Starring Tom Cruise as a ruthless, methodical hit man and Jamie Foxx as the unfortunate cabbie forced to drive him around Los Angeles for a night's worth of whackings, "Collateral" is fueled with pure adrenaline. The plot is an audience grabber, and Cruise's name means a big opening weekend. Audiences may skew male, but females will certainly be drawn to this taut, well-told tale.

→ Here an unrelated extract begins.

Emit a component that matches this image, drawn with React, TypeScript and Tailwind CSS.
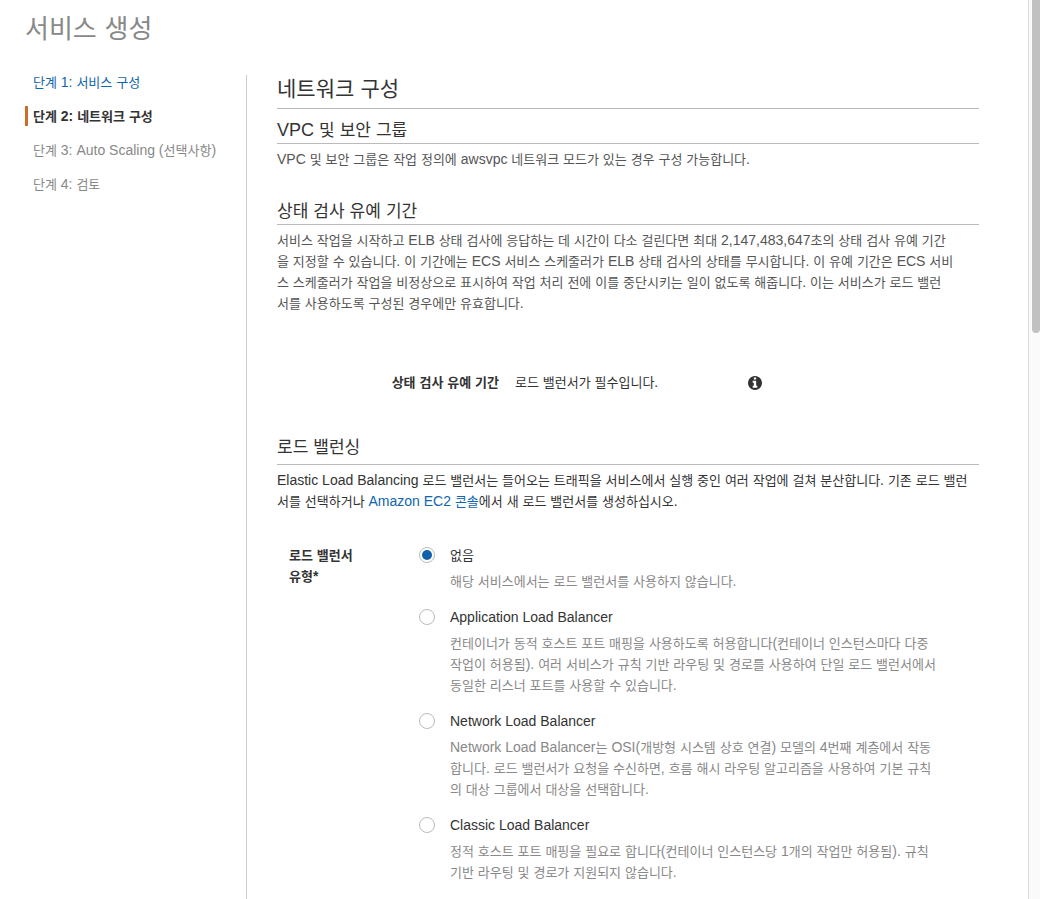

The film cuts to the chase quickly enough -- in fact, the movie never really cuts away from the chase -- but it does open with separate quiet interludes. Cruise's contract killer, Vincent, gets his instructions at LAX and, more interestingly, Foxx's Max, a cab driver for 12 years who still thinks of the job as "temporary," picks up his first ride of the night. Federal prosecuting attorney Annie Farrell (Jada Pinkett Smith) has little interest in Max until a debate about the best route to downtown leads to a friendly wager. Which brings about a connection between the high-powered professional and blue-collar guy that prompts Annie to give her card to Max without quite knowing why.

His next ride is Vincent.

Nattily dressed in an impeccably tailored gray suit with close-cropped salt-and-pepper hair and a four-day beard, Cruise is Mr. Cool. Oozing confidence and a bright determination to finish off five human beings in a night, Vincent not only won't take no for an answer, he doesn't even know what "no" means. This is a silky smooth performance from Cruise without much nuance or emotional dimension yet crackling with intensity.



Foxx, meanwhile, runs a gamut of emotions brilliantly. Beginning his shift with bored indifference, he experiences blood-chilling fear, fumbling attempts to escape his predicament, a burning desire to outsmart this wise guy and finally a need to dig deep inside himself to assume roles he never imagined himself playing in life.

Initially, Vincent pays Max $600 to hire him to run errands. When the first errand makes the nature of Vincent's business clear to Max -- indeed the victim's body winds up in his trunk -- he becomes Vincent's captive.

Narcotics detective Fanning (an almost unrecognizable Mark Ruffalo) happens onto the first crime scene and immediately senses something is up. This puts blood hounds on Vincent's trail long before either he or Max is aware of it.

The film then divides into parallel stories -- the intimate interaction in the cab between two desperate men, the psychological gamesmanship of probing for the other's weak spot, and the cops and, later, the FBI sorting out the implication of the bodies piling up at the morgue and racing to prevent the last two hits.

All of which allows Mann to return to the feverish L.A. streets he prowled in "Heat." Utilizing two cinematographers, Dion Beebe and Paul Cameron, and shooting 80% of the film digitally, Mann turns these nearly empty streets into a hell in half-tones. They glow dreamlike in the red, yellow and green of half-shadows and phosphorescent and neon lights. Roaming the streets are scenesters, clubbing at night spots run by gangsters, and sullen predators including three coyotes who cross in front of Max's taxi. Mann's cityscape exists in a spiritual void, where anything can happen and few truly care.



Beattie could have supplied sharper dialogue for Vincent and Max. Their bickering over the morality of Vincent's job and the insignificance of Max's merely kills time. Not that Beattie needed to turn the hostage crisis into existential drama, but he could have explored the characters in greater depth than trifling insults and moral indignation.

The third act moves the plot beyond the boundaries of credibility. People generally don't walk away from gunshot wounds and car crashes quite so easily. Attorneys do not work in their offices at 3 a.m., nor, for that matter, does the subway operate then.

Technical credits couldn't be better as the cinematography, James Newton Howard's music and Jim Miller and Paul Rubell's editing coalesce to produce a captivating portrait of the underbelly of a blissfully unaware society. Incidentally, Javier Bardem has an effective cameo appearance as a drug baron.